Concludes Maskell, “Every child born in and subject to the jurisdiction of the United States … is a native born U.S. citizen and thus a ‘natural born citizen’ eligible to be president … regardless of the nationality or citizenship of one’s parents.”
However, Maskell makes no reference to an effort by a Chicago firm led by an Obama fundraiser to remove the “natural born citizen” requirement from the U.S. Constitution – a move that seems to betray doubt about Obama’s eligibility.
The article in 2006 by Sarah Herlihy stated: “The natural born citizen requirement in Article II of the United States Constitution has been called the ‘stupidest provision’ in the Constitution, ‘decidedly un-American,’ ‘blatantly discriminatory,’ and the ‘Constitution’s worst provision.'”

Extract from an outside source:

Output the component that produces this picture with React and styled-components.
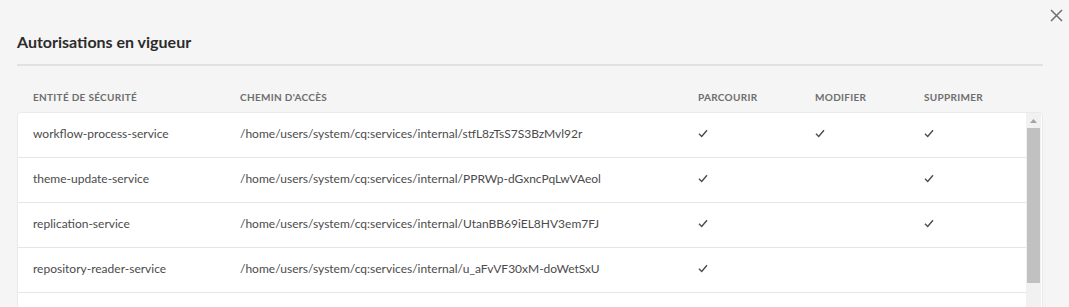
import styled, { createGlobalStyle } from 'styled-components';

const GlobalStyle = createGlobalStyle`
  html, body {
    margin: 0;
    padding: 0;
    background: #f5f5f5;
    font-family: Lato, "Open Sans", sans-serif;
    color: #4b4b4b;
  }
`;

const rows = [
  {
    entity: 'workflow-process-service',
    path: '/home/users/system/cq:services/internal/stfL8zTsS7S3BzMvl92r',
    browse: true,
    modify: true,
    remove: true,
  },
  {
    entity: 'theme-update-service',
    path: '/home/users/system/cq:services/internal/PPRWp-dGxncPqLwVAeol',
    browse: true,
    modify: false,
    remove: true,
  },
  {
    entity: 'replication-service',
    path: '/home/users/system/cq:services/internal/UtanBB69iEL8HV3em7FJ',
    browse: true,
    modify: false,
    remove: true,
  },
  {
    entity: 'repository-reader-service',
    path: '/home/users/system/cq:services/internal/u_aFvVF30xM-doWetSxU',
    browse: true,
    modify: false,
    remove: false,
  },
  {
    entity: '',
    path: '',
    browse: false,
    modify: false,
    remove: false,
  },
];

const columns = '207px 458px 117px 109px 1fr';

function Check() {
  return (
    <svg width="10" height="9" viewBox="0 0 10 9">
      <path d="M1 4.8 L3.7 7.4 L9 1.2" fill="none" stroke="#4b4b4b" strokeWidth="1.4" />
    </svg>
  );
}

function App() {
  return (
    <Page>
      <GlobalStyle />
      <CloseButton aria-label="Fermer">
        <svg width="13" height="13" viewBox="0 0 13 13">
          <path d="M1 1 L12 12 M12 1 L1 12" stroke="#6e6e6e" strokeWidth="1.5" />
        </svg>
      </CloseButton>
      <Title>Autorisations en vigueur</Title>
      <Divider />
      <HeaderRow>
        <HeadCell>Entité de sécurité</HeadCell>
        <HeadCell>Chemin d'accès</HeadCell>
        <HeadCell>Parcourir</HeadCell>
        <HeadCell>Modifier</HeadCell>
        <HeadCell>Supprimer</HeadCell>
      </HeaderRow>
      <TableBox>
        <Rows>
          {rows.map((r, i) => (
            <Row key={i}>
              <Cell>{r.entity}</Cell>
              <Cell>{r.path}</Cell>
              <Cell>{r.browse && <Check />}</Cell>
              <Cell>{r.modify && <Check />}</Cell>
              <Cell>{r.remove && <Check />}</Cell>
            </Row>
          ))}
        </Rows>
        <Scrollbar>
          <ArrowButton>
            <svg width="7" height="4" viewBox="0 0 7 4">
              <path d="M0 4 L3.5 0 L7 4 Z" fill="#a3a3a3" />
            </svg>
          </ArrowButton>
          <Thumb />
        </Scrollbar>
      </TableBox>
    </Page>
  );
}

export default App;

const Page = styled.div`
  position: relative;
  height: 307px;
  overflow: hidden;
  padding: 0 26px 0 17px;
`;

const CloseButton = styled.button`
  position: absolute;
  top: 8px;
  right: 5px;
  width: 15px;
  height: 15px;
  padding: 0;
  border: none;
  background: none;
  display: flex;
  align-items: center;
  justify-content: center;
`;

const Title = styled.h2`
  margin: 0;
  padding-top: 32px;
  height: 20px;
  line-height: 20px;
  font-size: 16px;
  font-weight: 700;
  color: #2c2c2c;
  padding-bottom: 12px;
`;

const Divider = styled.div`
  height: 2px;
  background: #e1e1e1;
`;

const HeaderRow = styled.div`
  display: grid;
  grid-template-columns: ${columns};
  align-items: center;
  height: 46px;
  padding: 0 16px;
  margin-right: 17px;
`;

const HeadCell = styled.div`
  font-size: 10px;
  font-weight: 700;
  letter-spacing: 0.03em;
  text-transform: uppercase;
  color: #6e6e6e;
  padding-top: 15px;
`;

const TableBox = styled.div`
  display: flex;
  background: #fff;
  border: 1px solid #eaeaea;
  border-radius: 4px;
  height: 240px;
`;

const Rows = styled.div`
  flex: 1;
  display: flex;
  flex-direction: column;
`;

const Row = styled.div`
  display: grid;
  grid-template-columns: ${columns};
  align-items: center;
  height: 44px;
  flex-shrink: 0;
  padding: 0 15px;
  border-bottom: 1px solid #e6e6e6;
`;

const Cell = styled.div`
  font-size: 12px;
  color: #4b4b4b;
  white-space: nowrap;
  padding-bottom: 3px;
  display: flex;
  align-items: center;
`;

const Scrollbar = styled.div`
  width: 15px;
  margin-right: 1px;
  background: #f1f1f1;
  display: flex;
  flex-direction: column;
  align-items: center;
`;

const ArrowButton = styled.div`
  height: 15px;
  width: 15px;
  display: flex;
  align-items: center;
  justify-content: center;
`;

const Thumb = styled.div`
  width: 13px;
  height: 155px;
  background: #c1c1c1;
`;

She said “emotional” reasons were defeating attempts by “rational” arguments to remove it.
She was listed as an associate at the Chicago firm Kirkland & Ellis, where partner Bruce I. Ettelson cited his membership on the finance committee for Obama. Her writings were available online under law review articles from Kent University until after WND reported on the statements.
In the earlier memo by Mansfield, posted on Scribd.com for download, he suggested questions raised about Obama’s eligibility have been conclusively dismissed as Internet falsehoods that are taking on mythical proportions.
Mansfield told WND that he had written the memo to give to congressional constituents who were peppering congressional offices for a response to eligibility challenges.
WND also has reported that there have been at least eight attempts by members of Congress, during the past few years as Obama was developing his power base and running for president, to remove the Constitution’s requirement that a president be a “natural born citizen.”